# Brushless motors two questions



## Stype (Aug 28, 2009)

Hi, maybe you can help me with some design,

Please try to answer those two questions:
1. Does the motor with 7 pole pair offers approximately 7 times slower minimum (stable) speed then the motor with 1 pole pair ?

2. Let's say I'm using vector control for achieving the minimum stable speed and I get 10rpm. Could you take an educated guess and say what would probably be the min stable speed using scalar control, or even more simple, using Trapezoidal control with hall sensors?

If yo don't know the answers to both questions please answer the one you know. 

Tnx


----------



## 69mkitmine (May 31, 2007)

Yes. twice in one night.


----------



## hatcher#56 (Oct 28, 2007)

69mkitmine said:


> Yes. twice in one night.


lol:tongue:


----------



## bnc_customs (Dec 2, 2007)

ive seen it all now lol


----------



## Tehachapi Flash (Mar 30, 2006)

#1. Simple yes.

#2. Depending on the parasitic whirling ocillation of the parsipial mode, you would experience an anular quasi inepular of around 32 degrees kelvin.
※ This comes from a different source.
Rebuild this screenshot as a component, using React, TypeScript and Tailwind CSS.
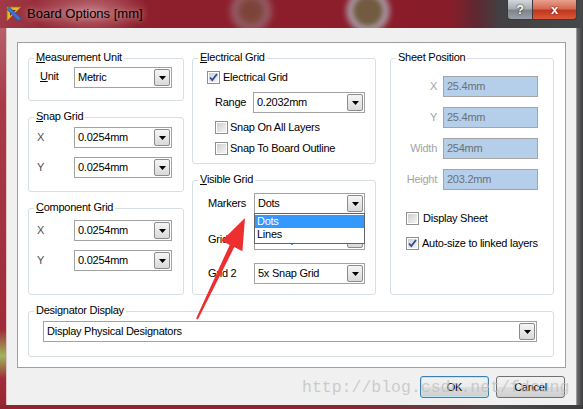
import React from "react";

function Tri() {
  return (
    <svg width="7" height="4" viewBox="0 0 7 4">
      <path d="M0 0H7L3.5 4Z" fill="#000" />
    </svg>
  );
}

function Combo({ value, className }: { value: string; className?: string }) {
  return (
    <div className={`flex h-[21px] items-stretch border border-[#a3a3a3] bg-white ${className ?? ""}`}>
      <div className="flex flex-1 items-center overflow-hidden whitespace-nowrap pl-[3px]">{value}</div>
      <div className="m-[1px] flex w-[16px] items-center justify-center rounded-[2px] border border-[#8c8c8c] bg-[linear-gradient(180deg,#f6f6f6,#d9d9d9)]">
        <Tri />
      </div>
    </div>
  );
}

function Check({ checked }: { checked?: boolean }) {
  return (
    <div className="flex h-[13px] w-[13px] shrink-0 items-center justify-center border border-[#8e8f8f] bg-white">
      <div className="relative h-[9px] w-[9px] bg-[linear-gradient(135deg,#cfcfcf,#f4f4f4)]">
        {checked && (
          <svg className="absolute left-[-1px] top-[-1px]" width="11" height="11" viewBox="0 0 11 11">
            <path d="M2 5.5L4.3 8L9 2" fill="none" stroke="#2b4c9c" strokeWidth="1.8" />
          </svg>
        )}
      </div>
    </div>
  );
}

function Group({
  title,
  className,
  children,
}: {
  title: React.ReactNode;
  className?: string;
  children?: React.ReactNode;
}) {
  return (
    <div className={`relative rounded-[3px] border border-[#d5dfe5] ${className ?? ""}`}>
      <div className="absolute left-[5px] top-[-8px] whitespace-nowrap bg-white px-[2px] leading-[13px]">{title}</div>
      {children}
    </div>
  );
}

function SheetRow({ label, value, className }: { label: string; value: string; className?: string }) {
  return (
    <div className={`flex items-center ${className ?? ""}`}>
      <div className="w-[46px] text-right text-[#a3a3a3]">{label}</div>
      <div className="ml-[6px] flex h-[21px] w-[95px] items-center border border-[#a5a5a5] bg-[#b5cfea] pl-[3px] text-[#6b6f75]">
        {value}
      </div>
    </div>
  );
}

export default function App() {
  return (
    <div className="relative h-[409px] w-[583px] overflow-hidden bg-[#8d1f2c] font-['Liberation_Sans',Arial,sans-serif] text-[11px] tracking-[-0.25px] text-black">
      {/* Title bar */}
      <div className="relative flex h-[28px] items-center overflow-hidden bg-[linear-gradient(90deg,#a03a46_0%,#93263383_12%,#8d1f2c_30%,#8c1d2a_60%,#891c29_77%,#5c2a31_82%,#414143_86%,#47484a_100%)]">
        <div className="absolute left-[30px] top-[-14px] h-[50px] w-[120px] rounded-full bg-[radial-gradient(closest-side,rgba(230,180,185,0.55),rgba(230,180,185,0))]" />
        <div className="absolute left-[228px] top-[-12px] h-[46px] w-[46px] rounded-full bg-[radial-gradient(closest-side,#6e6a48_50%,#a9b7c6_72%,rgba(169,183,198,0)_100%)] opacity-50 blur-[3px]" />
        <div className="absolute left-[343px] top-[-14px] h-[50px] w-[50px] rounded-full bg-[radial-gradient(closest-side,#6d6b46_50%,#b3c2d0_70%,rgba(179,194,208,0)_100%)] opacity-80 blur-[2px]" />
        <svg className="relative ml-[6px] shrink-0" width="16" height="16" viewBox="0 0 16 16">
          <path d="M1 1H15L1 15Z" fill="#e8b923" stroke="#9a6d10" strokeWidth="0.8" />
          <path d="M4 4H10L4 10Z" fill="#8d1f2c" />
          <path d="M1 3.5L3.5 1L15 12.5L12.5 15Z" fill="#3a77d0" stroke="#1f4c96" strokeWidth="0.6" />
        </svg>
        <span className="relative ml-[5px] text-[13px] tracking-normal [text-shadow:0_0_6px_rgba(255,255,255,0.6)]">
          Board Options [mm]
        </span>
        <div className="relative ml-auto mr-[6px] flex self-start">
          <div className="flex h-[20px] w-[26px] items-center justify-center rounded-bl-[4px] border border-t-0 border-[#3a3a3a] bg-[linear-gradient(180deg,#d4d8dc_0%,#a7adb3_45%,#7d848b_55%,#9aa1a8_100%)] text-[12px] font-bold text-white [text-shadow:0_0_2px_#000]">
            ?
          </div>
          <div className="flex h-[20px] w-[44px] items-center justify-center rounded-br-[4px] border border-l-0 border-t-0 border-[#3a3a3a] bg-[linear-gradient(180deg,#e8a08e_0%,#d66a52_45%,#c0381f_55%,#d9583a_100%)] text-[13px] font-bold text-white [text-shadow:0_0_2px_#300]">
            x
          </div>
        </div>
      </div>

      {/* Body row */}
      <div className="flex h-[377px]">
        <div className="w-[6px] bg-[linear-gradient(180deg,#b8606b_0%,#a83a47_20%,#a02b39_80%,#9fb45c_87%,#a02b39_93%,#9a2634_100%)]" />
        <div className="flex flex-1 flex-col border-l border-[#d8c8c8] bg-[#f0f0f0] pl-[10px] pr-[10px] pt-[14px]">
          {/* Panel */}
          <div className="h-[326px] border border-[#a0a0a0] bg-white pl-[10px] pt-[15px]">
            <div className="flex items-start">
              {/* Left column */}
              <div className="flex w-[156px] flex-col">
                <Group
                  className="h-[43px]"
                  title={
                    <>
                      <u>M</u>easurement Unit
                    </>
                  }
                >
                  <div className="flex items-center pl-[11px] pt-[8px]">
                    <div className="w-[34px] pb-[2px]">
                      <u>U</u>nit
                    </div>
                    <Combo value="Metric" className="w-[98px]" />
                  </div>
                </Group>
                <Group
                  className="mt-[16px] h-[75px]"
                  title={
                    <>
                      <u>S</u>nap Grid
                    </>
                  }
                >
                  <div className="flex items-center pl-[8px] pt-[9px]">
                    <div className="w-[37px] text-[#505050]">X</div>
                    <Combo value="0.0254mm" className="w-[98px]" />
                  </div>
                  <div className="mt-[9px] flex items-center pl-[8px]">
                    <div className="w-[37px] text-[#505050]">Y</div>
                    <Combo value="0.0254mm" className="w-[98px]" />
                  </div>
                </Group>
                <Group
                  className="mt-[16px] h-[87px]"
                  title={
                    <>
                      <u>C</u>omponent Grid
                    </>
                  }
                >
                  <div className="flex items-center pl-[8px] pt-[11px]">
                    <div className="w-[37px] text-[#505050]">X</div>
                    <Combo value="0.0254mm" className="w-[98px]" />
                  </div>
                  <div className="mt-[9px] flex items-center pl-[8px]">
                    <div className="w-[37px] text-[#505050]">Y</div>
                    <Combo value="0.0254mm" className="w-[98px]" />
                  </div>
                </Group>
              </div>

              {/* Middle column */}
              <div className="ml-[8px] flex w-[184px] flex-col">
                <Group
                  className="flex h-[106px] flex-col"
                  title={
                    <>
                      <u>E</u>lectrical Grid
                    </>
                  }
                >
                  <div className="ml-[14px] mt-[12px] flex h-[13px] items-center gap-[3px]">
                    <Check checked />
                    <span>Electrical Grid</span>
                  </div>
                  <div className="ml-[22px] mt-[8px] flex items-center">
                    <div className="w-[38px]">Range</div>
                    <Combo value="0.2032mm" className="w-[112px]" />
                  </div>
                  <div className="ml-[22px] mt-[8px] flex h-[13px] items-center gap-[2px]">
                    <Check />
                    <span>Snap On All Layers</span>
                  </div>
                  <div className="ml-[22px] mt-[8px] flex h-[13px] items-center gap-[2px]">
                    <Check />
                    <span>Snap To Board Outline</span>
                  </div>
                </Group>
                <Group
                  className="mt-[16px] flex h-[115px] flex-col"
                  title={
                    <>
                      <u>V</u>isible Grid
                    </>
                  }
                >
                  <div className="ml-[15px] mt-[12px] flex items-center">
                    <div className="w-[46px]">Markers</div>
                    <Combo value="Dots" className="w-[111px]" />
                  </div>
                  <div className="ml-[15px] mt-[15px] flex items-center">
                    <div className="w-[46px]">Grid 1</div>
                    <Combo value="1x Snap Grid" className="w-[111px]" />
                  </div>
                  <div className="ml-[15px] mt-[13px] flex items-center">
                    <div className="w-[46px]">Grid 2</div>
                    <Combo value="5x Snap Grid" className="w-[111px]" />
                  </div>
                </Group>
              </div>

              {/* Right column */}
              <Group className="ml-[14px] flex h-[237px] w-[164px] flex-col pt-[17px]" title="Sheet Position">
                <SheetRow label="X" value="25.4mm" />
                <SheetRow label="Y" value="25.4mm" className="mt-[10px]" />
                <SheetRow label="Width" value="254mm" className="mt-[10px]" />
                <SheetRow label="Height" value="203.2mm" className="mt-[10px]" />
                <div className="ml-[15px] mt-[22px] flex h-[13px] items-center gap-[4px]">
                  <Check />
                  <span>Display Sheet</span>
                </div>
                <div className="ml-[15px] mt-[12px] flex h-[13px] items-center gap-[3px]">
                  <Check checked />
                  <span>Auto-size to linked layers</span>
                </div>
              </Group>
            </div>

            {/* Designator display */}
            <Group className="mt-[16px] h-[46px] w-[526px] pl-[14px] pt-[9px]" title="Designator Display">
              <Combo value="Display Physical Designators" className="w-[494px]" />
            </Group>
          </div>

          {/* Buttons */}
          <div className="mt-[8px] flex justify-end gap-[7px] pr-[1px]">
            <div className="flex h-[22px] w-[69px] items-center justify-center rounded-[3px] border border-[#3c7fb1] bg-[linear-gradient(180deg,#f2f2f2_0%,#ebebeb_50%,#dddddd_51%,#cfcfcf_100%)] shadow-[inset_0_0_0_1px_#b9e6fb]">
              OK
            </div>
            <div className="flex h-[22px] w-[69px] items-center justify-center rounded-[3px] border border-[#707070] bg-[linear-gradient(180deg,#f2f2f2_0%,#ebebeb_50%,#dddddd_51%,#cfcfcf_100%)]">
              Cancel
            </div>
          </div>
        </div>
        <div className="w-[7px] border-l border-[#9a9a9a] bg-[linear-gradient(90deg,#6a6a6c,#3e3e40)]" />
      </div>
      <div className="h-[4px] bg-[linear-gradient(90deg,#8f2431_0%,#8a2532_60%,#4a4a4c_85%,#3c3c3e_100%)]" />

      {/* Dropdown list overlay */}
      <div className="absolute left-[254px] top-[213px] flex h-[31px] w-[111px] flex-col border border-[#646464] bg-white pt-[1px] text-[11px]">
        <div className="flex h-[13px] items-center bg-[#3399ff] pl-[2px] text-white">Dots</div>
        <div className="flex h-[13px] items-center pl-[2px]">Lines</div>
      </div>

      {/* Red arrow */}
      <svg className="pointer-events-none absolute left-0 top-0" width="583" height="409" viewBox="0 0 583 409">
        <polygon
          points="196.1,318.6 197.9,319.4 234.3,247.1 242.4,251.2 245,218 221.8,240.8 229.7,244.9"
          fill="#ee2f2f"
        />
      </svg>

      {/* Watermark */}
      <div className="pointer-events-none absolute left-[302px] top-[378px] font-['Liberation_Mono',monospace] text-[16.5px] leading-[20px] tracking-normal text-[rgba(190,190,190,0.75)]">
        http://blog.csdn.net/fdcung
      </div>
    </div>
  );
}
In other words, the hall sensors would be useless once power is applied. Good luck, Ron


----------



## 69mkitmine (May 31, 2007)

I concur.


----------



## rocketron (Dec 2, 2003)

you maybe ONto something


----------



## RPM (Dec 20, 2004)

Tehachapi Flash said:


> #1. Simple yes.
> 
> #2. Depending on the parasitic whirling ocillation of the parsipial mode, you would experience an anular quasi inepular of around 32 degrees kelvin. In other words, the hall sensors would be useless once power is applied. Good luck, Ron


And I thought I had these brushless motors all figured out! LOL!


----------



## tats31 (Jun 11, 2006)

I just need a flux capacitor


----------



## 69mkitmine (May 31, 2007)

tats31 said:


> I just need a flux capacitor


and 1.21 jiggawatts!!!:thumbsup:


----------



## JDW (Oct 29, 2006)

69mkitmine said:


> and 1.21 jiggawatts!!!:thumbsup:


What the hell is a Jiggawat

Jake


----------



## 69mkitmine (May 31, 2007)

JDW said:


> What the hell is a Jiggawat
> 
> Jake


It's like a Gigawatt....only more "rural"


----------



## hatcher#56 (Oct 28, 2007)

69mkitmine said:


> It's like a Gigawatt....only more "rural"


now thats funny right there ,i dont care who u are:thumbsup:


----------